There are a multitude of black mothers I am indebted but I didn’t fully realize it until I read “I Know Why The Caged Bird Sings” by Maya Angelou. There is a lineage of black mothers who bore the scars of racism, injustice and indignity and despite those scars these women stood firm. The mother who birthed my dad, the woman (his grandmother) who raised him after his mom passed, the mother of my wife and her mother. The line runs deep of women who braved their circumstances and stood triumphant. This is my little and perhaps pathetic expression of gratitude for all you’ve endured.
Angelou’s prose reads clearly like spring water or like having a conversation with a loved one and it is in this tone she reveals her story to the reader. No event is out of place as each point of her life, her childhood in the south, moving to California, her rape and etc. were folded into the narrative to understand the young Maya Angelou. She exceeded the narrative that was self-focused and explored the environments she was raised in and the experiences of her dear ones. All this was collapsing into an ending which the reader could’ve never predicted, even though the narrative suggests it would happen.
Successful drama is uniquely rare. More often attempts at drama delve into melodrama and forced themes. Instead Angelou controls it bravely. It is well measured and doesn’t ever toe the line of melodrama even when speaking of childhood drama. It is an impressive feat that demands a close eye to study.
“The city [San Francisco] became for me the ideal of what I wanted to be as a grownup. Friendly but never gushing, cool but not frigid or distant, distinguished without the awful stiffness.”
Although the San Francisco she speaks about might be gone there is a sentiment here which many might identify. We want to live in places that either embody ourselves or our aspirations of becoming.
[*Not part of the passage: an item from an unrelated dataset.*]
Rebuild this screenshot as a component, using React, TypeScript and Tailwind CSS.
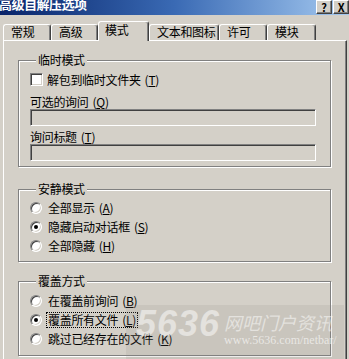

It is entirely possible that we fail on our quest of becoming what we see in the city and it is more likely that we will find more of the same problem where ever we move to, but though hope’s persistence that we try anyway.
“The fact that the adult American Negro female emerges a formidable character is often met with amazement, distaste and even belligerence. It is seldom accepted as an inevitable outcome of the struggle won by survivors and deserves respect if not enthusiastic acceptance. “
The caged bird sings because it has grown formidable in its confines. It has little knowledge of freedom and still it sings because within the captivity it has found strength. I would like to wager that the caged bird might have even found a slice of happiness of its own.